Link Audio extends the tempo/beat/phase model with the ability to exchange actual audio between peers in a session. A channel is a named audio stream announced by one peer and received by one or more others; each channel has a persistent channel ID (stable for its lifetime) plus a human-readable display name that may change. A single peer can publish multiple channels — different instruments, tracks, or buses — each with its own ID. Crucially, the transmitted audio can be aligned to the shared Link timeline, so a received stream is not just synced in tempo but positioned in beat-time relative to the receiver. This turns Link from a clock-sharing protocol into a networked audio-routing layer between independent apps.

Examples

A drum-machine app publishes a ‘kick bus’ channel and a ‘hats bus’ channel via Link Audio; a mixing app on another laptop subscribes to both, receives their buffers, and places them at the correct beat positions in its own timeline.
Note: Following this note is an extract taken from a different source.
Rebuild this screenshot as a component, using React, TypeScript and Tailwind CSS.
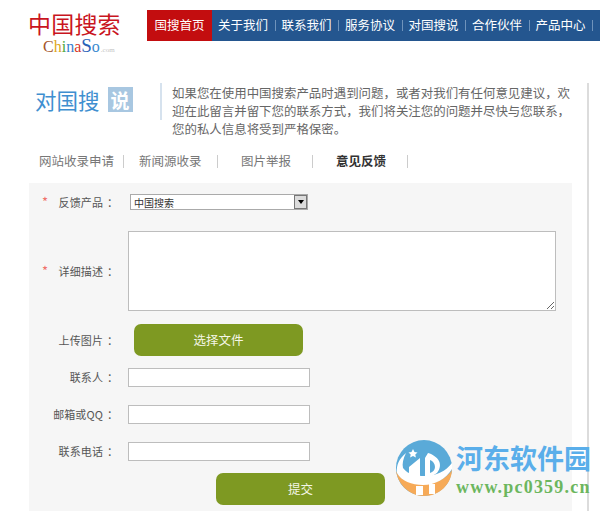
import React from "react";

const navItems = ["关于我们", "联系我们", "服务协议", "对国搜说", "合作伙伴", "产品中心"];

function Logo() {
  return (
    <div className="w-[147px] shrink-0 pl-[28px]">
      <div className="text-[23px] leading-[26px] tracking-[0.2px] text-[#c9151e] font-['Noto_Sans_CJK_SC']">
        中国搜索
      </div>
      <div className="pl-[15px] flex items-baseline font-['Liberation_Serif'] text-[16px] leading-[20px]">
        <span className="text-[#a5562a]">C</span>
        <span className="text-[#e0a81c]">h</span>
        <span className="text-[#4aa63c]">i</span>
        <span className="text-[#3a7fd0]">n</span>
        <span className="text-[#d8352a]">a</span>
        <span className="text-[#2a62b8] text-[19px]">S</span>
        <span className="text-[#3a8ad0]">o</span>
        <span className="text-[7px] text-[#c4c4c4] ml-[1px]">.com</span>
      </div>
    </div>
  );
}

function Nav() {
  return (
    <div className="flex-1 h-[31px] bg-[#24568f] flex items-center text-white text-[12.5px] overflow-hidden">
      <div className="w-[65px] h-full bg-[#c30d0f] flex items-center justify-center shrink-0">国搜首页</div>
      {navItems.map((item) => (
        <div key={item} className="flex items-center shrink-0">
          <span className="pl-[6px] pr-[6.5px] whitespace-nowrap">{item}</span>
          <span className="w-px h-[11px] bg-[#6f93bb]" />
        </div>
      ))}
    </div>
  );
}

function Intro() {
  return (
    <div className="flex h-[37px]">
      <div className="w-[131px] pl-[6px] shrink-0 flex items-start pt-[4px]">
        <span className="text-[21.5px] leading-[25px] text-[#3f8fd0]">对国搜</span>
        <span className="ml-[8px] w-[25px] h-[25px] bg-[#a8c7e1] text-white text-[19px] leading-[25px] text-center font-bold">说</span>
      </div>
      <div className="border-l-2 border-[#d6e2ee] pl-[10px] text-[12.45px] leading-[18px] text-[#666] h-[37px] whitespace-nowrap">
        <p className="pt-px">如果您在使用中国搜索产品时遇到问题，或者对我们有任何意见建议，欢</p>
        <p>迎在此留言并留下您的联系方式，我们将关注您的问题并尽快与您联系，</p>
        <p>您的私人信息将受到严格保密。</p>
      </div>
    </div>
  );
}

function Tabs() {
  return (
    <div className="flex items-center h-[14px] mt-[34px] text-[12.5px] leading-[14px] text-[#777]">
      <span className="w-[94px] pl-[10px] whitespace-nowrap">网站收录申请</span>
      <span className="w-px h-[13px] bg-[#ccc]" />
      <span className="w-[93px] pl-[15px] whitespace-nowrap">新闻源收录</span>
      <span className="w-px h-[13px] bg-[#ccc]" />
      <span className="w-[94px] pl-[23px] whitespace-nowrap">图片举报</span>
      <span className="w-px h-[13px] bg-[#ccc]" />
      <span className="w-[94px] pl-[23px] whitespace-nowrap font-bold text-[#333]">意见反馈</span>
      <span className="w-px h-[13px] bg-[#ccc]" />
    </div>
  );
}

function Label({ text, required }: { text: string; required?: boolean }) {
  return (
    <div className="w-[99px] shrink-0 flex items-center text-[11px] text-[#555] whitespace-nowrap">
      <span className="w-[28px] pl-[13px] text-[#f0706a] text-[13px] shrink-0">{required ? "*" : ""}</span>
      <span className="w-[46px] flex justify-end tracking-[0.1px]">{text}</span>
      <span className="w-[25px] pl-[4px]">：</span>
    </div>
  );
}

function TextInput() {
  return <input type="text" className="w-[182px] h-[19px] bg-white border border-[#bdbdbd] outline-none" />;
}

function GreenButton({ text }: { text: string }) {
  return (
    <div className="w-[169px] h-[32px] rounded-[7px] bg-[#7e9922] text-[#f4f6e6] text-[12.5px] flex items-center justify-center">
      {text}
    </div>
  );
}

function Form() {
  return (
    <div className="w-[543px] h-[328px] bg-[#f6f6f6] mt-[15px] pt-[11px]">
      <div className="flex items-center h-[16px]">
        <Label text="反馈产品" required />
        <div className="ml-[2px] w-[178px] h-[16px] bg-white border border-[#aaa] flex items-center justify-between pl-[3px] text-[10px] text-[#333]">
          <span>中国搜索</span>
          <span className="w-[13px] h-[14px] bg-[#dcdcdc] border border-[#777] flex items-center justify-center">
            <span className="w-0 h-0 border-x-[3px] border-x-transparent border-t-[4px] border-t-black" />
          </span>
        </div>
      </div>
      <div className="flex items-center mt-[21px]">
        <Label text="详细描述" required />
        <textarea className="block w-[428px] h-[80px] bg-white border border-[#bdbdbd] outline-none" />
      </div>
      <div className="flex items-center mt-[13px]">
        <Label text="上传图片" />
        <div className="ml-[6px]">
          <GreenButton text="选择文件" />
        </div>
      </div>
      <div className="flex items-center mt-[12px]">
        <Label text="联系人" />
        <TextInput />
      </div>
      <div className="flex items-center mt-[18px]">
        <Label text="邮箱或QQ" />
        <TextInput />
      </div>
      <div className="flex items-center mt-[18px]">
        <Label text="联系电话" />
        <TextInput />
      </div>
      <div className="mt-[12px] ml-[187px]">
        <GreenButton text="提交" />
      </div>
    </div>
  );
}

function Watermark() {
  return (
    <div className="absolute left-[395px] top-[440px] flex">
      <svg width="58" height="56" viewBox="0 0 58 56">
        <circle cx="29" cy="28" r="28" fill="#5aaad8" />
        <path d="M1 31c3 8 14 13 27 13 12 0 23-5 29-14-1 15-13 26-28 26C15 56 3 45 1 31z" fill="#f6aa58" />
        <path d="M2 33c-1-8 2-14 9-20-3 6-4 11-3 15 5 7 14 8 22 8 11 0 21-5 27-13v6c-6 10-17 16-29 16-11 0-22-4-26-12z" fill="#fff" />
        <path d="M14 36l0-9 11-9v20zM30 38V18l3-5c10 3 16 11 9 20-3 2-7 4-12 5z" fill="#fff" />
        <path d="M35 20c3 1 5 4 5 7s-2 5-5 6z" fill="#5aaad8" />
        <path d="M21 46h7v9h-7zM34 44h6v10h-6z" fill="#fff" />
        <path d="M18 9l1.500 3 3 .5-2.200 2 .6 3-2.900-1.500-2.900 1.500.6-3-2.200-2 3-.5z" fill="#fff" />
      </svg>
      <div className="ml-[3px] pt-[2px]">
        <div className="text-[27px] leading-[32px] font-bold text-[#5aaeea] whitespace-nowrap font-['Noto_Sans_CJK_SC']">河东软件园</div>
        <div className="text-[18px] leading-[18px] mt-[4px] font-bold tracking-[1.2px] text-[#6cb65e] whitespace-nowrap font-['Liberation_Serif']">www.pc0359.cn</div>
      </div>
    </div>
  );
}

export default function App() {
  return (
    <div className="relative w-[600px] h-[511px] overflow-hidden bg-white font-['Noto_Sans_CJK_SC','Noto_Sans',sans-serif]">
      <div className="flex pt-[10px] h-[83px]">
        <Logo />
        <Nav />
      </div>
      <div className="ml-[29px] w-[560px] h-[428px] border-r-2 border-[#dcdcdc]">
        <Intro />
        <Tabs />
        <Form />
      </div>
      <Watermark />
    </div>
  );
}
Peer and channel IDs stay stable even if display names change.

Assessment

What is the difference between a channel’s ID and its display name, and why does a channel carry both? How does Link Audio go beyond tempo/beat/phase synchronization?

“Link Audio extends Link with the ability to share audio channels between peers in a Link session. This allows applications to not only synchronize tempo, beat, phase, and transport, but also exchange audio streams that can be aligned to the shared Link timeline.”